Kosovo – divisible sovereignty

Side-stepping the sovereignty issue and avoiding partition requires increased 
autonomy for the Serbs north of the Ibar and some form of role for Serbia 
vis-à-vis the southern Serbs and the Serbian Orthodox Church. 

By Gerard Gallucci

 Sovereignty is usually thought to be indivisible, zero sum.  But quantum 
physics tells us that reality may simply be in the eye of the beholder.  This 
insight could offer the key to unlocking the Kosovo status problem.  Perhaps 
both sides – Belgrade and Pristina – can get what they want by seeing status 
each in their own way, with nods and winks from the rest of us.

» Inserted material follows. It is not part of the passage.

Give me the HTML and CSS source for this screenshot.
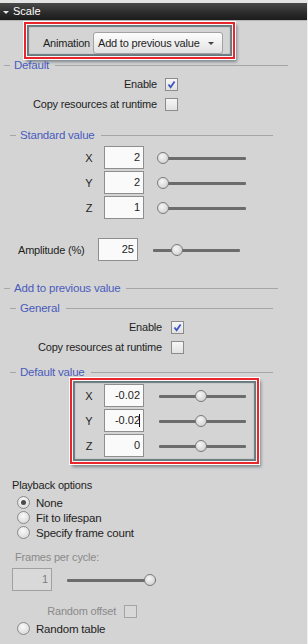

The concept of sovereignty goes back to the age of kings.  Ever since mankind 
has lived in groupings larger than clans, who gets to be the boss and why have 
been central political issues.  Kings and emperors claimed authority through 
descent from the gods. When the divine-right sovereigns were finally 
overthrown, sovereignty came to rest on the people or nation.  Wikipedia 
defines sovereignty as the quality of having supreme, independent authority 
over a territory and adds that it can be found in a power to rule and make law 
that rests on a political fact for which no purely legal explanation can be 
provided.  Sovereignty is the claim to rule over a place that has as its basis 
the assertion of that claim.  Of course, not all claims to sovereignty are 
recognized or actionable.  

During recent debate and speculation about Kosovo's status 
<http://www.transconflict.co.uk/News/2010/January/Kosovo_Okay_Really_Whats_Next.php>
  and possible renewed diplomatic efforts after the ICJ renders its judgment, 
there has been increased mention of a possible scenario that could be seen as a 
way to sidestep the sovereignty issue and also avoid partition 
<http://www.transconflict.co.uk/News/2009/December/Kosovo_partitioning_what_from_what.php>
 .  At the core of such a solution would be increased autonomy for the Serbs 
north of the Ibar 
<http://www.transconflict.co.uk/News/2010/April/Kosovo_what_to_do_with_the_north_ad_interim.php>
  and some form of role for Serbia vis-à-vis the southern Serbs and the Church. 
 This would have to go somewhat further than the Ahtisaari Plan, which left 
important details – of how Pristina and Belgrade would have to interact to 
enable local self-rule and to operationalize links to Serbia – either unsettled 
or open to manipulation or blockage by the Kosovo government.  For the north, 
links to Pristina would probably have to be kept minimal while in the south, 
where the Serbs must live in the midst of independent Kosovo, such links would 
have to be somewhat more organic.  The role of Belgrade would be a mirror image 
of this. In the north, local institutions would function in practice as part of 
Serbia while in the south, Belgrade would have defined access and the ability 
to support local Serb communities but no role in governing them.  Oversight of 
the Church (and Church land) might be done simply as a matter of the recognized 
authority of the Serbian Orthodox Church.  All of this would require agreed and 
clear rules of the road – and the devil is always in the details – and close 
monitoring and supervision by the internationals.  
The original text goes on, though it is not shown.